​​​​​​​​​​Then and Now, Our Stories...

This new series of lectures was developed in partnership with the Dorval Library, the Dorval Museum of Local History and Heritage, and the Dorval Historical Society. They are offered free of charge on Saturdays at 2 p.m.

To reserve,

By phone at 514 633-4170 or by email at musee@ville.dorval.qc.ca
or in person at the Library. The Library opens at 10:00 a.m.

​​​February 4

Le tatouage, marqueur identitaire ou art?
Presented in French, by Vincent Arseneau, art historian and lecturer
In hybrid format: at the Library and online (the link will be sent by email)

​​Tattooing: origin, motive, and identity marker. Tattooing has been practiced for thousands of years in all human groups throughout the ages. It can be analyzed by anthropology, sociology, or cultural studies. The art historian is interested in it as an important fact of an artistic strategy which, in our time, affects a majority of people. This conference aims to find out the origin, the meaning, and the groups involved in this phenomenon.

March 11

​History of Irish Dance and Demonstration

​Presented by Marie Short, certified Irish dance adjudicator
In person at the Peter B. Yeomans Cultural Centre (1401 chemin du Bord-du-Lac–Lakeshore)

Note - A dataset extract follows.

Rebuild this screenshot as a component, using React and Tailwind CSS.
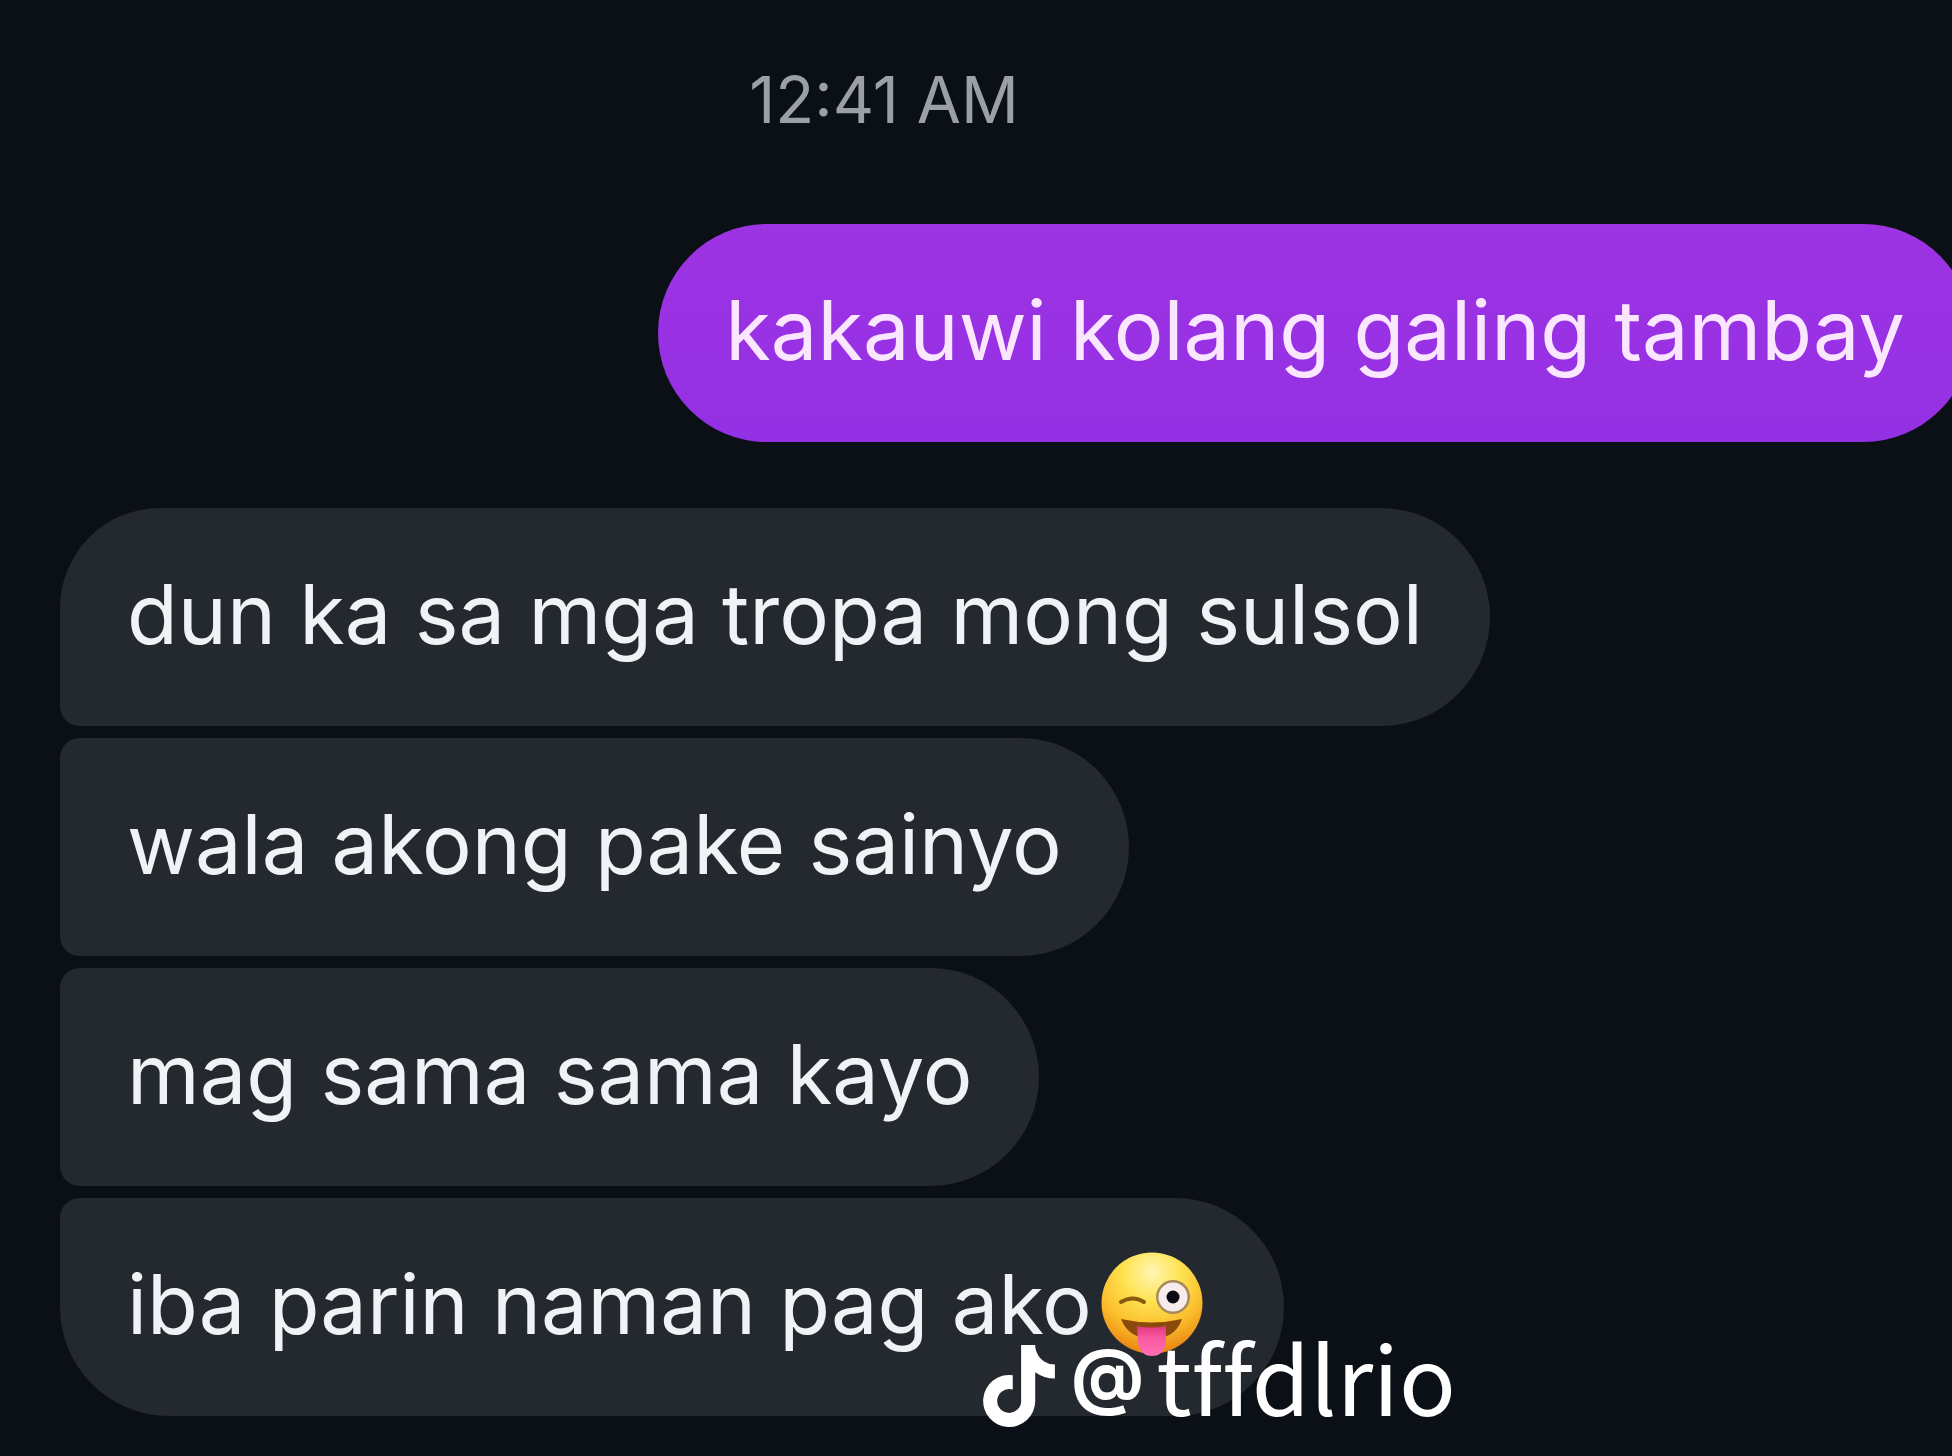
import React from "react";
import { FaTiktok } from "react-icons/fa";

const replies = [
  { text: "dun ka sa mga tropa mong sulsol", shape: "rounded-tl-[100px] rounded-bl-[20px]" },
  { text: "wala akong pake sainyo", shape: "rounded-l-[20px]" },
  { text: "mag sama sama kayo", shape: "rounded-l-[20px]" },
];

const bubble = "w-fit whitespace-nowrap pl-[67px] pt-[51px] pb-[57px] text-[83px] leading-[110px]";

function WinkFace() {
  return (
    <svg viewBox="0 0 104 104" className="h-[104px] w-[104px] shrink-0" role="img" aria-label="winking face with tongue">
      <defs>
        <radialGradient id="face" cx="0.5" cy="0.2" r="0.8">
          <stop offset="0" stopColor="#fff6b4" />
          <stop offset="0.35" stopColor="#fee352" />
          <stop offset="0.7" stopColor="#fbbd2b" />
          <stop offset="1" stopColor="#e98412" />
        </radialGradient>
        <linearGradient id="tongue" x1="0" y1="0" x2="0" y2="1">
          <stop offset="0" stopColor="#e0367f" />
          <stop offset="0.4" stopColor="#f9599f" />
          <stop offset="1" stopColor="#ff6fb4" />
        </linearGradient>
      </defs>
      <circle cx="52" cy="51" r="50.5" fill="url(#face)" />
      <path d="M21 50 Q33 43 44 50" fill="none" stroke="#8a5a10" strokeWidth="4" strokeLinecap="round" />
      <circle cx="73" cy="45" r="17" fill="#a58a5c" />
      <circle cx="73" cy="45" r="14.5" fill="#f6ecec" />
      <circle cx="73" cy="45" r="6.5" fill="#0c0a12" />
      <path d="M21 67 Q52 74 82 67 Q76 86 52 87 Q28 86 21 67Z" fill="#8a4a0c" />
      <path d="M37 74 Q52 77 66 74 V90 Q64 104 52 104 Q40 104 38 90Z" fill="url(#tongue)" />
    </svg>
  );
}

export default function App() {
  return (
    <main className="min-h-screen overflow-hidden bg-[#0b1017] pt-[60px] font-['Inter',sans-serif] text-[#f0f2f6]">
      <time className="block pr-[184px] text-center text-[64px] leading-[80px] text-[#9b9fa6]">12:41 AM</time>

      <div className="mt-[84px] -mr-[20px] flex justify-end">
        <p className={`${bubble} rounded-full bg-linear-to-b from-[#9d33e3] to-[#9430e4] pr-[67px] text-[#fbe6ff]`}>
          kakauwi kolang galing tambay
        </p>
      </div>

      <div className="mt-[66px] flex flex-col gap-3 pl-[60px]">
        {replies.map((r) => (
          <p key={r.text} className={`${bubble} rounded-r-[109px] bg-[#24282f] pr-[67px] ${r.shape}`}>
            {r.text}
          </p>
        ))}
        <div className="relative w-fit">
          <p className={`${bubble} flex items-center gap-2 rounded-r-[109px] rounded-tl-[20px] rounded-bl-[109px] bg-[#24282f] pr-[80px]`}>
            iba parin naman pag ako
            <WinkFace />
          </p>
          <a href="#tffdlrio" className="absolute top-[117px] left-[923px] flex items-end gap-4 whitespace-nowrap text-white">
            <FaTiktok className="mb-2 h-[82px] w-[72px]" aria-hidden="true" />
            <span className="flex items-center gap-3 font-['Noto_Sans_CJK_SC',sans-serif] text-[94px] leading-[120px] [font-variant-ligatures:none]">
              <span className="font-['Inter',sans-serif] text-[72px] font-bold">@</span>
              <span>tffdlrio</span>
            </span>
          </a>
        </div>
      </div>
    </main>
  );
}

This special St. Patrick's Day presentation will blow your mind! The origins of traditional Irish dance and its evolution will be explained with demonstrations by dancers from the Bernadette Short School of Irish Dance. The presentation will also be followed by a short dance workshop.

April 15

​​Montréal et l’eau

​Presented in French by Nathalie Boucher, researcher on access to water in Montreal - R.Es.P.I.R.E. organization
In hybrid format: at the Library and online (the link will be sent by email)

We know Dorval has a privileged connection with water through its shores on Lake Saint-Louis, but what is the water’s importance on the rest of the island of Montreal? Anthropologist Nathalie Boucher will address this question from different historical and contemporary perspectives, from the point of view of water as a geographical, economic, and cultural element, or from the viewpoint of the shores, access, development, and urban perceptions. It is generally accepted that Montreal has turned its back on water in recent decades: waterways have been canalized, access restricted, knowledge transfer limited. Today, there are many signs that Montreal wants to renew its relationship with water, notably by developing beaches and facilitating water-based sports activities. What are the legacies that Montreal must now deal with? How can we envisage a future with the waters of Montreal?   

May 13

La télévision, soixante-dix ans d'histoire

​Presented in French by Sophie Imbeault, historian and editor
In a hybrid format: at the Library and online (the link will be sent by email)

​​Sophie Imbeault will take you behind the scenes of an incomparable heritage, television, which made its grand entrance in Quebec on September 6, 1952. She will nostalgically bring to life the magic of these images that are meant to be ephemeral, but which have nevertheless made history and are deeply rooted in Montreal. Memories and emotions will be the order of the day.